En el gimnasio. Cada vez que voy a ese espacio de sufrimiento colectivo noto las miradas de la gente cuando ven que no llevo cascos. “pobre, se le han olvidado los cascos”, “Qué pringao; comerse este marrón de dominadas o de cinta sin poder oír música”. Y a mí no es que no me importe, es que me gusta ir sin cascos y poder estar ese rato pensando. No sé si a ustedes les pasa, pero yo tengo la sensación de que esta vida que vivimos no invita nada al pensamiento. Estamos llenos de estímulos y, si alguien te ve con la mirada perdida sin estar, aparentemente, haciendo nada, te conviertes en un bulto sospechoso.

Es como una alerta colectiva: “¡Cuidado! ¡¡Que ahí hay un tío pensando!!” y en muchas ocasiones tu familia o tus amigos te interrumpen de manera destemplada y en tono de interrogatorio policial te dicen: “¿Pero en qué estás pensandoooo? ¡Que te has quedao empanao!”. Porque, lo normal, a lo que nos invita el entorno, es a no parar. Y, si paramos, dirigimos la mirada al gran enemigo del pensamiento que es el teléfono móvil.

No tengo nada en contra del avance de la tecnología. Todo lo contrario. El móvil, Internet, el email, las redes, me han permitido montar mi empresa y comunicarme con muchas personas a las que tendría más lejos si no fuera por estos medios de comunicación que son como una lámpara maravillosa. Pero creo también que nos han quitado espacio no solo con los demás, sino con nosotros mismos.
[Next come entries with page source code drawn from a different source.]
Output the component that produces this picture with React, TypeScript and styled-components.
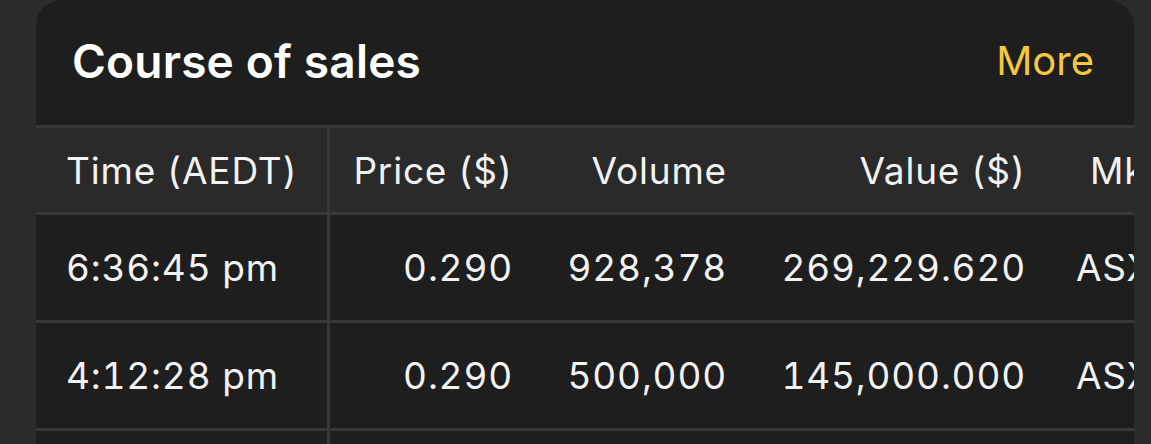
import React from "react";
import styled, { createGlobalStyle } from "styled-components";

const Global = createGlobalStyle`
  html, body { margin: 0; padding: 0; background: #2b2b2b; }
  body { font-family: Inter, "Noto Sans", sans-serif; -webkit-font-smoothing: antialiased; }
`;

const Page = styled.div`
  width: 1151px;
  height: 444px;
  overflow: hidden;
  background: #2b2b2b;
  padding-left: 36px;
  padding-right: 17px;
  box-sizing: border-box;
`;

const Card = styled.section`
  background: #1e1e1e;
  border-radius: 26px 26px 0 0;
  overflow: hidden;
  height: 100%;
`;

const Header = styled.header`
  height: 125px;
  display: flex;
  align-items: center;
  justify-content: space-between;
  padding: 0 40px 0 36px;
  box-sizing: border-box;
`;

const Title = styled.h2`
  margin: 0;
  font-size: 46px;
  font-weight: 600;
  color: #ffffff;
  letter-spacing: 0.2px;
  padding-bottom: 4px;
`;

const MoreLink = styled.a`
  font-size: 40px;
  font-weight: 400;
  color: #f5c842;
  text-decoration: none;
  padding-bottom: 4px;
`;

const Table = styled.div`
  display: grid;
  grid-template-columns: 294px 198px 214px 299px 200px;
  border-top: 3px solid #383838;
`;

const Cell = styled.div<{ $head?: boolean; $align?: "left" | "right"; $first?: boolean; $pl?: number }>`
  height: ${(p) => (p.$head ? 84 : 105)}px;
  background: ${(p) => (p.$head ? "#2a2a2a" : "#1e1e1e")};
  border-bottom: 3px solid #383838;
  border-right: ${(p) => (p.$first ? "3px solid #383838" : "none")};
  display: flex;
  align-items: center;
  justify-content: ${(p) => (p.$align === "right" ? "flex-end" : "flex-start")};
  padding-left: ${(p) => p.$pl ?? 30}px;
  padding-right: 15px;
  font-size: 37px;
  font-weight: 400;
  letter-spacing: 0.8px;
  color: #f2f2f2;
  white-space: nowrap;
  overflow: hidden;
  font-variant-numeric: tabular-nums;
`;

type Row = [string, string, string, string, string];

const rows: Row[] = [
  ["6:36:45 pm", "0.290", "928,378", "269,229.620", "ASX"],
  ["4:12:28 pm", "0.290", "500,000", "145,000.000", "ASX"],
  ["", "", "", "", ""],
];

const head: Row = ["Time (AEDT)", "Price ($)", "Volume", "Value ($)", "Mkt"];
const align: ("left" | "right")[] = ["left", "right", "right", "right", "left"];

export default function App() {
  return (
    <>
      <Global />
      <Page>
        <Card>
          <Header>
            <Title>Course of sales</Title>
            <MoreLink href="#">More</MoreLink>
          </Header>
          <Table>
            {head.map((h, i) => (
              <Cell key={h} $head $align={align[i]} $first={i === 0} $pl={i === 4 ? 49 : 30}>
                {h}
              </Cell>
            ))}
            {rows.map((r, ri) =>
              r.map((c, i) => (
                <Cell key={`${ri}-${i}`} $align={align[i]} $first={i === 0} $pl={i === 4 ? 35 : 30}>
                  {c}
                </Cell>
              ))
            )}
          </Table>
        </Card>
      </Page>
    </>
  );
}
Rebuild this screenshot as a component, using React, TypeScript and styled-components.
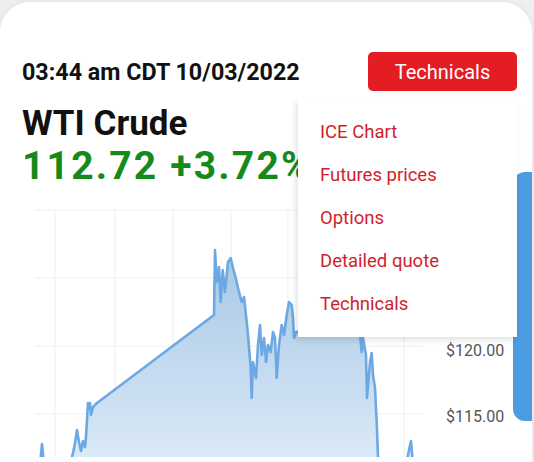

Para mí, el principal problema de los móviles es que nos han robado minutos de reflexión, de darle vueltas a las cosas. Yo mismo, que estoy diciendo esto, uso probablemente el móvil mucho más de lo que debería. Y eso que, sobre todo en fin de semana, lo tengo más apartado de mi vida. Pero el móvil te invade y hace que, cuando nos quedamos sin batería, vivamos una angustia vital quizás superior a la del que se queda sin agua en el desierto.

Yo recuerdo los años en los que viajaba en avión todas las semanas como mínimo 2 veces. La gente me decía: “¡Menudo coñazo las esperas en los aeropuertos!”. Y, hombre, no voy a decir que me gustara que se retrasaran los aviones, pero sí puedo asegurar que me gustaban esos momentos de paz entre la prisa tremenda. Siempre llegaba al aeropuerto corriendo, con la angustia de perder el avión y, normalmente, cuando me recogían en destino, volvía a correr porque llegaba tarde a casa, o a una reunión o a una grabación en la que estaba todo el equipo esperando. Por eso, esas pausas aeroportuarias y el viaje en avión a mí me daban paz y me permitían leer tranquilo o, únicamente, sentarme a pensar.

Ayer le daba vueltas a esto del aburrimiento en los toros. Lo aburrido que tiene que estar uno en su vida para convertir en tu objetivo existencial el decir alguna cosa mientras la gente está callada y un torero se juega las pelotas en el ruedo. “¡Viva España!”, ”¡Viva el Rey!”, incluso: “¡Viva el 155!” que gritó uno el otro día y yo estuve a punto de contestar: “Por el culo te la hinco”. Pero me contuve.

Ayer era la corrida de la Beneficencia y, como es tradición, acudió el Rey Felipe VI. Lógicamente, el afecto al Monarca y el aburrimiento vital de decenas de aficionados hizo que hubiera más gritos que los habituales y, cada minuto se oía un “Viva el Rey” un “Viva España” o un “Vivan los toros”, que no sabe uno si es un grito de apoyo a la tauromaquia, o de apoyo a los del Pacma. Pero fue muy curioso el momento en el que uno, que debía estar aburrido de cojones, gritó: “¡Viva la República!”.

La que se lió. En el delirio en el que nos ha instalado toda la mierda esta del Procès y de la convulsión política, miles de espectadores en vez de callarse o apoyar el ¡Viva!, se pusieron a pitar y a gritar: “¡Fuera, fueraaa!”, como si el hecho de ser republicano, le redujera a uno el derecho a sentirse tan aficionado como los demás. Yo no soy republicano. Tampoco es que sea un monárquico de los de tatuarme una corona en la nalga. Pero me da muchísimo por saco que los aficionados a los toros demos la razón a los que piensan que somos unos casposos sin remedio.

Yo sentí vergüenza. Y estaría bien que los que ayer abuchearon al que gritó ¡Viva la República!, soltaran hoy el móvil un ratito y reflexionaran sobre el tema. Pero me da que no les va a pasar. Así que mejor me callo, no sea que uno de estos me esté leyendo, se cruce conmigo esta tarde en los toros, y me introduzca su celular por el recto.